8. Patents & Defensibility
Caller: Rowdy Adventures (Patent Holder) [31:58–33:03]
- Reality: “Patents don’t mean shit unless you have a legal budget to defend them.”
- Focus: Launch and scale before worrying about copycats; only defend vigorously once cash flow allows.
9. Content Membership & Churn in Niche Markets
Caller: Sam (Real Estate Social Media Membership) [33:03–42:12]
- Current Stats: $20K/mo revenue, 12% monthly churn, ~300 members, $49/mo.
- Challenges: High churn, slow growth, possible market constraints (real estate agents).
- Advice:
- Analyze stickiest customer segments (e.g., active agents).
- Offer strong annual prepay incentives (equivalent to LTV but pulls cash forward).
- Test higher-ticket "managed" upsells to diversify.

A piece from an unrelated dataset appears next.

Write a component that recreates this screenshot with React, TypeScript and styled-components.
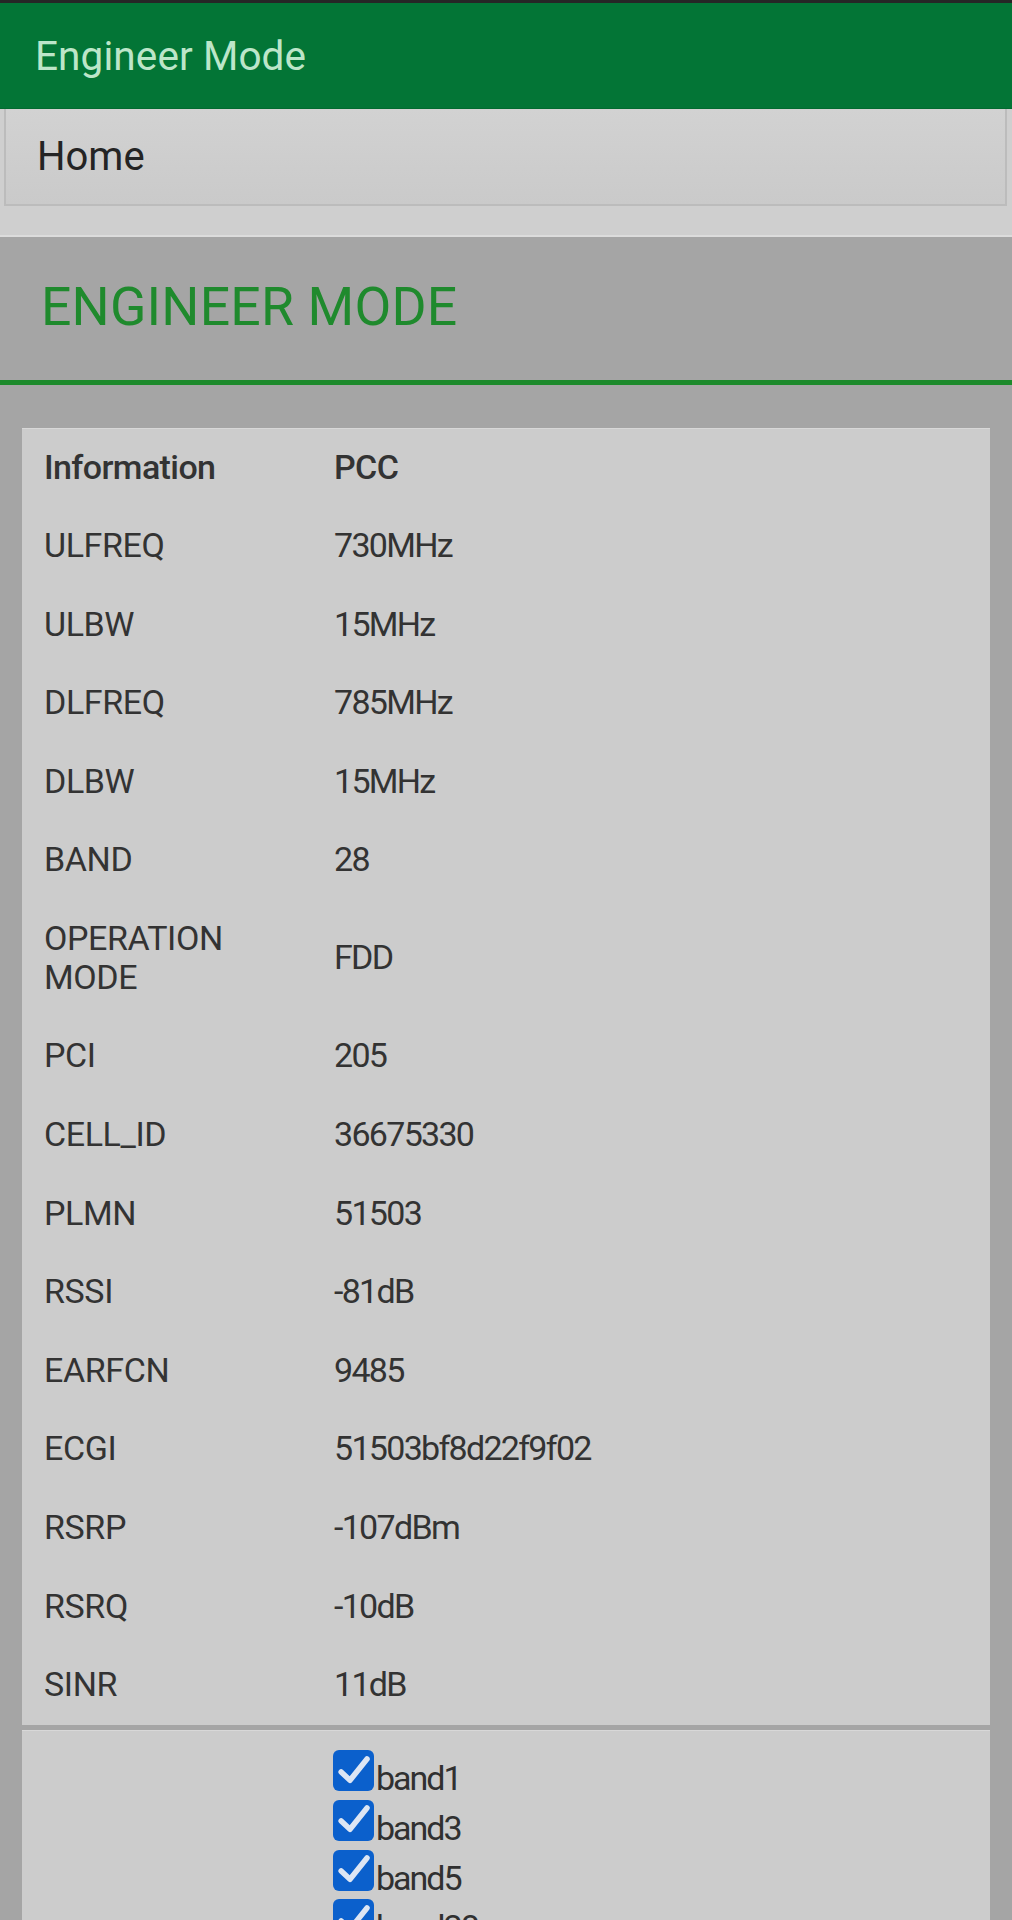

- Learn more before pivoting—success is often about getting specific and tweaking value props/offers to the right sub-segment.
- “It would behoove you to learn which types of Realtors churn versus the ones that don’t... there’s probably two or three characteristics that separate them.” — Alex [41:14]
10. AI & The Future-Proof Service Model
Question: Video Editor (AI & Job Security) [42:12–43:37]
- Message: Don’t fear AI—embrace it as leverage to scale your business and productivity now; laggards/late adopters still make money.
11. Scaling Physical Product Distribution (Robotic Cotton Candy Machines)
Caller: (Robotic Cotton Candy Entrepreneur) [43:38–52:34]
- Model: Entrepreneurs buy machines to place in locations, but bottleneck is securing those locations.
- Outbound and Sales Operations:
- Cold email and cold call are working (1/100 email conversion with $7,500 profit per sale).
- Main constraint is operational: need to separate “setters” (lead generators) and “closers” (deal finishers).
- “My immediate next action…go from 100 emails to 5,000 emails a day. That’s what I would focus on.” — Alex [51:57]
- Tactics:
- Automate and scale outbound with SDRs or AI dialers.
- Structure sales team efficiently: a few setters can drive huge results for a handful of skilled closers.
- “The returns on this are stupid... I love this business.” — Alex [49:24]
Notable Quotes & Memorable Moments
- “There’s levels to this game. If you want to move up levels, you need to play a different game.” — Alex [03:24]
- “Patents don’t mean shit unless you have a legal budget to defend them.” — Alex [32:36]
- “When you accept everyone, you ward off people who can actually afford stuff.” — Alex [14:55]
- “My immediate next action…go from 100 emails to 5,000 emails a day. That’s what I would focus on.” — Alex [51:57]
- “Use AI to get as much leverage as you can… maybe you could 100x your scale using technology rather than fearing it.” — Alex [43:16]
- “The obvious thing that everyone says [when struggling to grow] is ‘It’s the avatar.’ … The market leader has 5,000 people. It’s not that many.” — Alex [41:00]
Segment Timestamps
| Time | Segment / Main Topic | |-----------------|-------------------------------------------------------| | 00:01–05:40 | Enterprise value vs. cash flow | | 05:40–06:14 | Startup marketing/retention | | 06:14–10:11 | Cash flow for assisted living business | | 10:22–18:29 | Lead qualification, avatars, and churn (Agency/SaaS) | | 18:30–21:08 | Revenue retention for architecture firms | | 21:09–29:42 | Scaling an entertainment apparel collab business | | 29:43–31:57 | Platform vs. SaaS for new B2B products | | 31:58–33:03 | Patents, IP, and legal defensibility | | 33:03–42:12 | Niche content memberships & when to pivot | | 42:12–43:37 | AI adoption for freelancers and service providers | | 43:38–52:34 | Scaling robotic vending operations (cotton candy) |
Final Takeaways
Alex’s answers universally emphasize:
- Simplicity and brutal clarity: don’t overcomplicate with hypotheticals—find what works, scale it up rapidly.
- Digging into data/customers to identify your best opportunities.
- Focusing on leverage—be it enterprise value, technology, or well-designed teams.
- Learning from operations before pivoting—success is more about refinement and process than constant reinvention.
If you’re building or scaling a business, this episode is a crash course in thinking bigger, validating with math, and staying relentlessly practical—even as you level up to the most lucrative (and challenging) games in the business world.